Giunta la controversia in CTR, i giudici hanno respinto l’appello dell’Ufficio, così confermando la sentenza di prime cure, che proponeva ricorso in cassazione.

Per quanto di interesse, l’Ufficio erariale ha lamentato violazione e falsa applicazione degli artt. 4 e 5 del D.L. 167/1990 e 10 della L. 212/2000, censurando la statuizione con cui la CTR ha annullato i provvedimenti impugnati in quanto “sproporzionati” e perché conseguenti ad una violazione che non avrebbe comportato alcun addebito di imposta e alcun danno erariale.

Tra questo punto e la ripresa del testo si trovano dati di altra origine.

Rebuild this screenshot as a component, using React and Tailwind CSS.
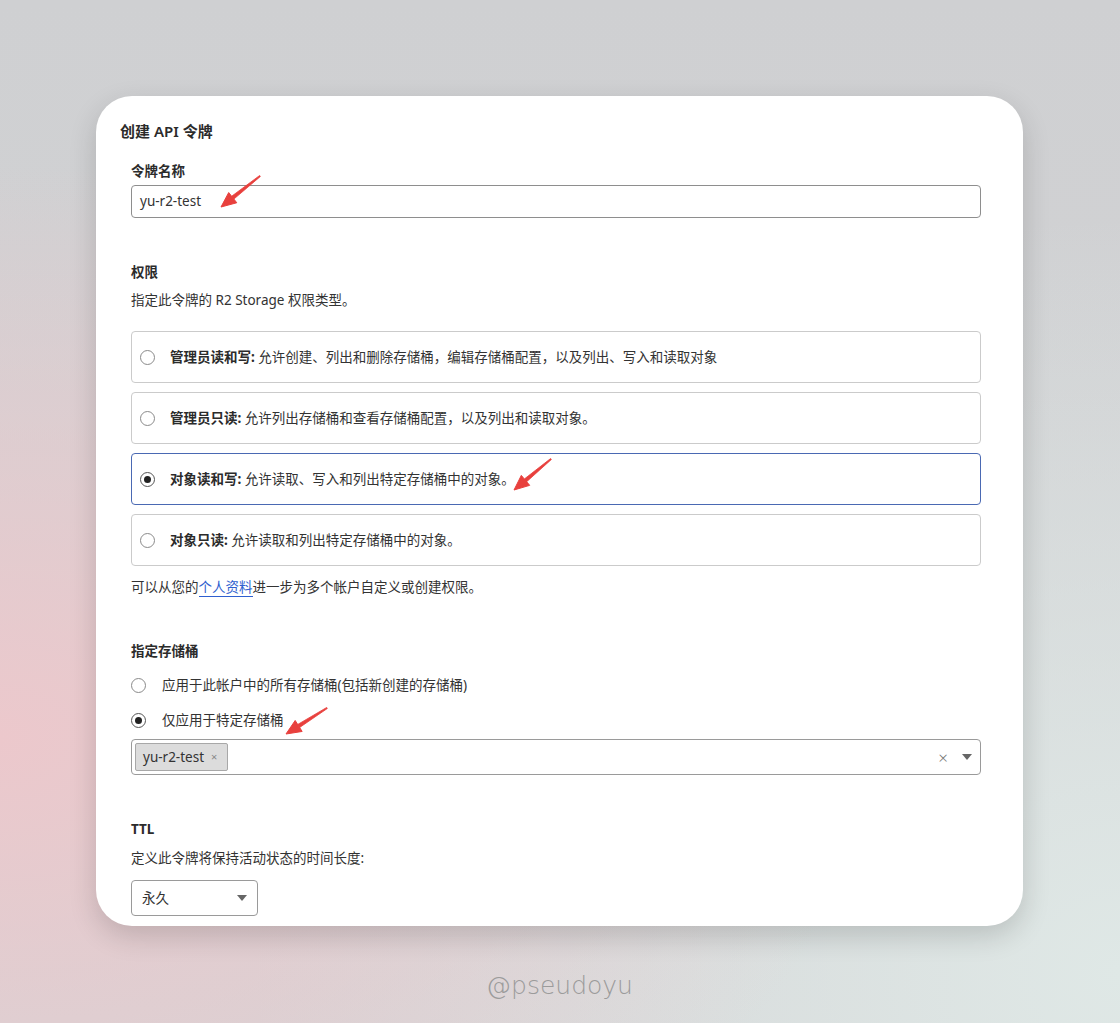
import React from 'react';

const font = { fontFamily: '"Noto Sans", "Noto Sans CJK SC", sans-serif' };

// red annotation arrow, drawn from tail to tip
const Arrow = ({ from, to }) => {
  const dx = to[0] - from[0];
  const dy = to[1] - from[1];
  const len = Math.hypot(dx, dy);
  const ux = dx / len;
  const uy = dy / len;
  const bx = to[0] - ux * 15;
  const by = to[1] - uy * 15;
  const px = -uy;
  const py = ux;
  const head = `${to[0]},${to[1]} ${bx + px * 6.5},${by + py * 6.5} ${bx - px * 6.5},${by - py * 6.5}`;
  const shaft = `${from[0] + px * 0.6},${from[1] + py * 0.6} ${from[0] - px * 0.6},${from[1] - py * 0.6} ${bx - px * 1.8},${by - py * 1.8} ${bx + px * 1.8},${by + py * 1.8}`;
  return (
    <g fill="#e8403d">
      <polygon points={shaft} strokeLinejoin="round" stroke="#e8403d" strokeWidth="0.8" />
      <polygon points={head} strokeLinejoin="round" stroke="#e8403d" strokeWidth="1" />
    </g>
  );
};

const Radio = ({ checked }) => (
  <span
    className={
      checked
        ? 'flex h-[15px] w-[15px] shrink-0 items-center justify-center rounded-full border border-[#555] bg-white'
        : 'flex h-[15px] w-[15px] shrink-0 items-center justify-center rounded-full border border-[#8a8a8a] bg-white'
    }
  >
    {checked && <span className="h-[7px] w-[7px] rounded-full bg-[#222]" />}
  </span>
);

const Caret = () => (
  <svg width="10" height="6" viewBox="0 0 10 6">
    <path d="M0 0h10L5 6z" fill="#666" />
  </svg>
);

const options = [
  { title: '管理员读和写:', desc: '允许创建、列出和删除存储桶，编辑存储桶配置，以及列出、写入和读取对象' },
  { title: '管理员只读:', desc: '允许列出存储桶和查看存储桶配置，以及列出和读取对象。' },
  { title: '对象读和写:', desc: '允许读取、写入和列出特定存储桶中的对象。', checked: true },
  { title: '对象只读:', desc: '允许读取和列出特定存储桶中的对象。' },
];

export default function App() {
  return (
    <div
      className="min-h-[1023px] w-full pl-[96px] pt-[96px] bg-[radial-gradient(ellipse_at_0%_72%,#ecc8cc_0%,rgba(236,200,204,0)_55%),radial-gradient(ellipse_at_100%_95%,#dfe8e6_0%,rgba(223,232,230,0)_55%),linear-gradient(180deg,#cfd0d2,#d4d4d6)]"
      style={font}
    >
      <div className="relative h-[830px] w-[927px] overflow-hidden rounded-[36px] bg-white pb-[10px] text-[13.5px] text-[#333] shadow-[0_10px_28px_rgba(0,0,0,0.16)]">
        <h1 className="pl-[24px] pt-[24px] text-[15px] font-semibold leading-[22px] text-[#2b2b2b]">创建 API 令牌</h1>

        <div className="pl-[35px] pr-[42px]">
          <div className="mt-[19px] font-bold leading-5 text-[#2b2b2b]">令牌名称</div>
          <div className="mt-[4px] flex h-[33px] items-center rounded-[4px] border border-[#8e8e8e] px-[8px] text-[#333]">
            yu-r2-test
          </div>

          <div className="mt-[44px] font-bold leading-5 text-[#2b2b2b]">权限</div>
          <div className="mt-[8px] leading-5">指定此令牌的 R2 Storage 权限类型。</div>

          <div className="mt-[21px] flex flex-col gap-[9px]">
            {options.map((o) => (
              <div
                key={o.title}
                className={
                  o.checked
                    ? 'flex h-[52px] items-center gap-[15px] rounded-[4px] border border-[#4a69b3] pl-[8px]'
                    : 'flex h-[52px] items-center gap-[15px] rounded-[4px] border border-[#cbcbcb] pl-[8px]'
                }
              >
                <Radio checked={o.checked} />
                <span className="leading-5">
                  <b className="font-bold text-[#2b2b2b]">{o.title}</b> {o.desc}
                </span>
              </div>
            ))}
          </div>

          <div className="mt-[11px] leading-5">
            可以从您的
            <span className="border-b border-[#2f5fcf] text-[#2f5fcf]">个人资料</span>
            进一步为多个帐户自定义或创建权限。
          </div>

          <div className="mt-[44px] font-bold leading-5 text-[#2b2b2b]">指定存储桶</div>
          <div className="mt-[14px] flex items-center gap-[16px] leading-5">
            <Radio />
            <span>应用于此帐户中的所有存储桶(包括新创建的存储桶)</span>
          </div>
          <div className="mt-[15px] flex items-center gap-[16px] leading-5">
            <Radio checked />
            <span>仅应用于特定存储桶</span>
          </div>
          <div className="mt-[9px] flex h-[36px] items-center rounded-[4px] border border-[#9a9a9a] pl-[3px] pr-[8px]">
            <span className="flex h-[28px] w-[93px] items-center gap-[7px] rounded-[2px] border border-[#a8a8a8] bg-[#dcdcdc] pl-[7px] text-[#333]">
              yu-r2-test
              <span className="text-[11px] text-[#888]">×</span>
            </span>
            <span className="ml-auto mr-[14px] text-[17px] font-light leading-none text-[#777]">×</span>
            <Caret />
          </div>

          <div className="mt-[44px] font-bold leading-5 text-[#2b2b2b]">TTL</div>
          <div className="mt-[9px] leading-5">定义此令牌将保持活动状态的时间长度:</div>
          <div className="mt-[12px] flex h-[36px] w-[127px] items-center justify-between rounded-[4px] border border-[#9a9a9a] pl-[10px] pr-[10px]">
            <span>永久</span>
            <Caret />
          </div>
        </div>

        <svg className="pointer-events-none absolute inset-0" width="927" height="830">
          <Arrow from={[164, 80]} to={[125, 111]} />
          <Arrow from={[455, 363]} to={[418, 394]} />
          <Arrow from={[231, 612]} to={[190, 638]} />
        </svg>
      </div>

      <div
        className="mt-[41px] w-[927px] text-center text-[25px] font-extralight text-[#9b9b9b]"
        style={{ fontFamily: '"DejaVu Sans", sans-serif' }}
      >
        @pseudoyu
      </div>
    </div>
  );
}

La Corte di cassazione ha ritenuto fondato il motivo propugnato dall’Amministrazione finanziaria e ha cassato con rinvio la sentenza della CTR.

Con la sentenza in commento il collegio di legittimità conferma il principio di diritto per cui la violazione, consistente nell’omessa dichiarazione annuale per investimenti e attività di natura finanziaria all’estero, prevista dall’art. 4, comma 2, d.l. n. 167 del 1990 (convertito, con modificazioni, dalla legge n. 227 del 1990), sanzionata dal successivo art. 5, comma 5, risponde all’esclusiva finalità di assicurare, tramite l’obbligo di dichiarazione, il monitoraggio dei trasferimenti di valuta da e per l’estero, quali manifestazioni di capacità contributiva.

Nel caso in esame, quindi, la CTR senza cogliere la ratio della norma nell’univoca accezione precisata dalla Corte, ha erroneamente negato la rilevanza a fini sanzionatori della omessa presentazione del quadro RW in ragione del ravvisato, ma insussistente, carattere formale della violazione in quanto non recante danno all’Erario.

I giudici di legittima non hanno ritenuto pertinenti i richiami, contenuti nella memoria difensiva del contribuente, alla giurisprudenza euro-unitaria in materia di proporzionalità della sanzione.

Si osserva in particolare che nel precedente, invocato dal contribuente (Corte Giustizia, 27/01/2022, Commissione europea /Regno di Spagna, Causa C-788/19), la Corte di giustizia ha ritenuto che la normativa spagnola sul monitoraggio fiscale recasse un pregiudizio sproporzionato alla libera circolazione dei capitali, presidiata dall’articolo 63 TFUE e dall’articolo 40 dell’accordo sullo Spazio economico europeo del 2 maggio 1992, nella misura in cui punisce l’inadempimento o l’adempimento inesatto o tardivo dell’obbligo di informazione riguardo ai beni e ai diritti situati all’estero con una sanzione proporzionale del 150 per cento dell’imposta calcolata sulle somme corrispondenti al valore di tali beni o di tali diritti, sanzione che può essere cumulata con sanzioni forfettarie, il cui importo non è commisurato alle sanzioni previste per infrazioni simili in un contesto puramente nazionale e per il cui importo complessivo non è previsto un limite massimo.

Tali caratteri non sono ravvisabili nella disciplina italiana, ratione temporis applicabile, che prevedeva, per la violazione degli obblighi relativi al monitoraggio fiscale, una sanzione dal 5 al 25 per cento dell’ammontare degli importi non dichiarati, sanzione peraltro, nel caso di specie, applicata nella misura minima.